▸ **Listed records**

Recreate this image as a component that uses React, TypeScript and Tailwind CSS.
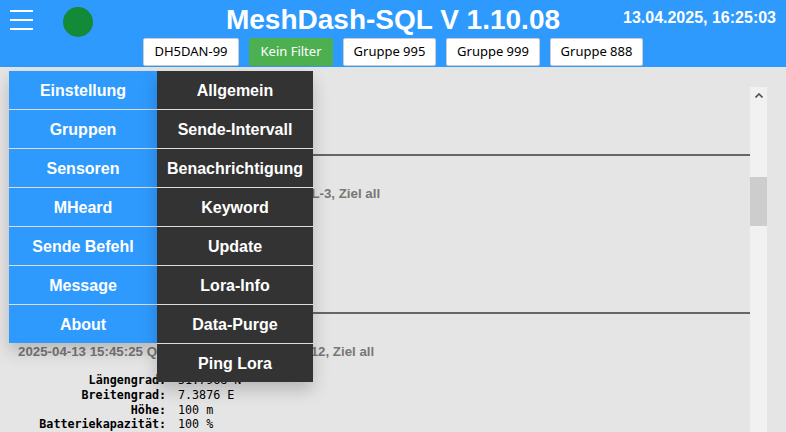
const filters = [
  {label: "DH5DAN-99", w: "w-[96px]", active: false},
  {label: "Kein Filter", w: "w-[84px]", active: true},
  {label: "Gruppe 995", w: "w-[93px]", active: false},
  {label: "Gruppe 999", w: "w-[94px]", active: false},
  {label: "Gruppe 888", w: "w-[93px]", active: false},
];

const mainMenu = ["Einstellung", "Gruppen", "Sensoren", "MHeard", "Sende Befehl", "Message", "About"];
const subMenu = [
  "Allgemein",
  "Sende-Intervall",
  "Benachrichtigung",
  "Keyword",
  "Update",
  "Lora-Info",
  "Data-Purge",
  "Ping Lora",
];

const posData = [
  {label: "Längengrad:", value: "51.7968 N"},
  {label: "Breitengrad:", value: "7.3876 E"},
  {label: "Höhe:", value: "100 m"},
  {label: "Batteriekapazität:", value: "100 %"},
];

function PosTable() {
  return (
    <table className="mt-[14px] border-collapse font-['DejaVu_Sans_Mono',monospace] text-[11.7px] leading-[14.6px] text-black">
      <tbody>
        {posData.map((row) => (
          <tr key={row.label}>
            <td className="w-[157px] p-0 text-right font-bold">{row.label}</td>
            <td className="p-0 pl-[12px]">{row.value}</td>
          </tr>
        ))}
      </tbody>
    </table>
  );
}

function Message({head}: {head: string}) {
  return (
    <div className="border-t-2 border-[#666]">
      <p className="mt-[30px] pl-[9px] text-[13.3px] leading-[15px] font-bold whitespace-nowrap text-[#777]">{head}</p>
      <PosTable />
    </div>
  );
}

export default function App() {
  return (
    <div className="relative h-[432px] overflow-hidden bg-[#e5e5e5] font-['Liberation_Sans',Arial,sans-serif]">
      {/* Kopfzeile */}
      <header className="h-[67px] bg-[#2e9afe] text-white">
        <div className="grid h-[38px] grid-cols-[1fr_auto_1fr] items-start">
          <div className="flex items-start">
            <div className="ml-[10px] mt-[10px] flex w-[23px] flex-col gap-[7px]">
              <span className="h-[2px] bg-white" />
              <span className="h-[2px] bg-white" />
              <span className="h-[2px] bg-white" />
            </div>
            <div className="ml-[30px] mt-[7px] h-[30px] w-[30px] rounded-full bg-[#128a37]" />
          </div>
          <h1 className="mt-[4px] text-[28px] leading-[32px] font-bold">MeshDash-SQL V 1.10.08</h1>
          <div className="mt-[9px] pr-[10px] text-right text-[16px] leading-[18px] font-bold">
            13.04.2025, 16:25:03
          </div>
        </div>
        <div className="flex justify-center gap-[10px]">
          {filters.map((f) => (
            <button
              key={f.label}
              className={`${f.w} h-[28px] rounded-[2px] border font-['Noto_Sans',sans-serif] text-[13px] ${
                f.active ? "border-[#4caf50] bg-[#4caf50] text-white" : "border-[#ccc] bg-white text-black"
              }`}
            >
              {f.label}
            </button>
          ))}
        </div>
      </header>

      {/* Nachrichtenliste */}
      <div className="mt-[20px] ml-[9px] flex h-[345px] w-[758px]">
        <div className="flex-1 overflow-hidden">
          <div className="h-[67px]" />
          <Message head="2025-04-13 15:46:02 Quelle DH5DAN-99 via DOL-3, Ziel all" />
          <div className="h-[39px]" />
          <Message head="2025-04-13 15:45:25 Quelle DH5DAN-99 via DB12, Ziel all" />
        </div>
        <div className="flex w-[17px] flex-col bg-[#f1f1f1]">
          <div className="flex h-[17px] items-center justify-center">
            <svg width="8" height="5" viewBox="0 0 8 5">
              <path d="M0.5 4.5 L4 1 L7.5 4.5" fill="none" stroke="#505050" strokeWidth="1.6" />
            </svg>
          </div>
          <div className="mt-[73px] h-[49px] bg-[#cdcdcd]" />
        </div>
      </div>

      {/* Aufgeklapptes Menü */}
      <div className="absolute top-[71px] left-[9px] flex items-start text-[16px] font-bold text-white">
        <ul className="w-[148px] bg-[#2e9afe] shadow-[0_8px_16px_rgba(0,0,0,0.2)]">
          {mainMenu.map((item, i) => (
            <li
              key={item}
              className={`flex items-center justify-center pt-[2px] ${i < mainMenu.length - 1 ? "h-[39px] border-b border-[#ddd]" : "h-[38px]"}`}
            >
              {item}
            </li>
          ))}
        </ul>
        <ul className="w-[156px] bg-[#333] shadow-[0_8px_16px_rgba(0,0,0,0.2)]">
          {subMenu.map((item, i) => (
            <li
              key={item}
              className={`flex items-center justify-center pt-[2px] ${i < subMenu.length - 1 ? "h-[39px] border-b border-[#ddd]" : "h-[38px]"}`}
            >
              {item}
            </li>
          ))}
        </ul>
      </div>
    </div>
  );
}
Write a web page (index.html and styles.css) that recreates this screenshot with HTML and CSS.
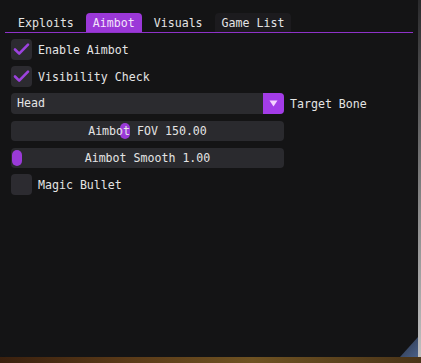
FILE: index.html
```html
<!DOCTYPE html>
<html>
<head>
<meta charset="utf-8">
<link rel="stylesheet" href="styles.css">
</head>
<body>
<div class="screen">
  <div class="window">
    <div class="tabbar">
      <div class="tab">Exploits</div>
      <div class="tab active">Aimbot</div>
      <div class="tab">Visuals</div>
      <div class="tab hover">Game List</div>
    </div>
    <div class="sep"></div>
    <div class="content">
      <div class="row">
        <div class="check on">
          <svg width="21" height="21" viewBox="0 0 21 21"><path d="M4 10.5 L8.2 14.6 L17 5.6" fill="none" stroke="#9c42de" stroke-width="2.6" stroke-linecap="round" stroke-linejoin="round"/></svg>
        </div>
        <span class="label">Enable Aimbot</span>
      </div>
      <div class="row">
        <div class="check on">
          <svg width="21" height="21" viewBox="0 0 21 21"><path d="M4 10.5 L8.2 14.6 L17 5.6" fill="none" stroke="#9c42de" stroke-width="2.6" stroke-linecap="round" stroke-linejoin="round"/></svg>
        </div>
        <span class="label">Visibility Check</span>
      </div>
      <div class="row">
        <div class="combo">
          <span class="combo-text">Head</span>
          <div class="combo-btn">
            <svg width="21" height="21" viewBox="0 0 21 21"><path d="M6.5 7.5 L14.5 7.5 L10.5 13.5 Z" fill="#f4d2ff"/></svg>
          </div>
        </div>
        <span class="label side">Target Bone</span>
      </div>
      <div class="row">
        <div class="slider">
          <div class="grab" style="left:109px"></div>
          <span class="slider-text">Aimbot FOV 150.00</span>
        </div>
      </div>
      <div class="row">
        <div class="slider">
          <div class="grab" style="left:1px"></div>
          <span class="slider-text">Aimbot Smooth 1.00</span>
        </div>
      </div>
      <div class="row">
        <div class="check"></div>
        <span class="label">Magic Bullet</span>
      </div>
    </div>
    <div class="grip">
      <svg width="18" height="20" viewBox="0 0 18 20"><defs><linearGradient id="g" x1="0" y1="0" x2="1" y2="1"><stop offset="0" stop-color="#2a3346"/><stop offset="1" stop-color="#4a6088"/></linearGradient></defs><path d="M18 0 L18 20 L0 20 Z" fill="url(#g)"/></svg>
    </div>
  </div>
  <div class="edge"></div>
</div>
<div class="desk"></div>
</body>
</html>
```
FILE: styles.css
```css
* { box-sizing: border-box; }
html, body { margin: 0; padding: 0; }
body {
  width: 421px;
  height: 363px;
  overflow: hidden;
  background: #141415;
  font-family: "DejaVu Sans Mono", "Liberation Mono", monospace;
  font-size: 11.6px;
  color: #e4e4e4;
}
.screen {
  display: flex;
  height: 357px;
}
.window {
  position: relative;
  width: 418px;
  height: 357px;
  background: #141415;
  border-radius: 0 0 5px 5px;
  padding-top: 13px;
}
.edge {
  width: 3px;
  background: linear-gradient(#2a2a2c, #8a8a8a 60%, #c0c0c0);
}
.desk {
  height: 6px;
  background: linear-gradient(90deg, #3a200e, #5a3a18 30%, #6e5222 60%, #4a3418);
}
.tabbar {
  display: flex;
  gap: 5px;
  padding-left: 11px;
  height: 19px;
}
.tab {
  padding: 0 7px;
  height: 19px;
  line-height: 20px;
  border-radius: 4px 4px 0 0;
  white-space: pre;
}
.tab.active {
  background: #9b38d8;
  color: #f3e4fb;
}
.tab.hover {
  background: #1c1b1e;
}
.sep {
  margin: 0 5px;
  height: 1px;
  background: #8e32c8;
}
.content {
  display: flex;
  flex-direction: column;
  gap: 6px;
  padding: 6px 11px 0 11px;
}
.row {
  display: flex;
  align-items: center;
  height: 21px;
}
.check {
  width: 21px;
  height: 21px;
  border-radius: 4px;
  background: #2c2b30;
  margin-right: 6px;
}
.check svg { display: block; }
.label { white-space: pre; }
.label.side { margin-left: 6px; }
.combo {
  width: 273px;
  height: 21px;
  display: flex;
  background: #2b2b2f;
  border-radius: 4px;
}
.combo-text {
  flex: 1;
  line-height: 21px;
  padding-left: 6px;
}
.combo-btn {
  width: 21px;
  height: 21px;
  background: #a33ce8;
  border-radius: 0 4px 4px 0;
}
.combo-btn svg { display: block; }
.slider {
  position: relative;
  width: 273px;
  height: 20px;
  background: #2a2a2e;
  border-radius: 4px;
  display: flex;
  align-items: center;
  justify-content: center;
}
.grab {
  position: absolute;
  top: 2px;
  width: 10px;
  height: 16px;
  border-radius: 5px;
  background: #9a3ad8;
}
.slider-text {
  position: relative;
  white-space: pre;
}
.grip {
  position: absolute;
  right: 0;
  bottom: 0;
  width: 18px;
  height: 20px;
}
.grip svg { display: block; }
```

▸ **Task prompt**
In the entries above, some lines may contain the string "index"; report how many, without additional comment.

▸ **Exercise output**
2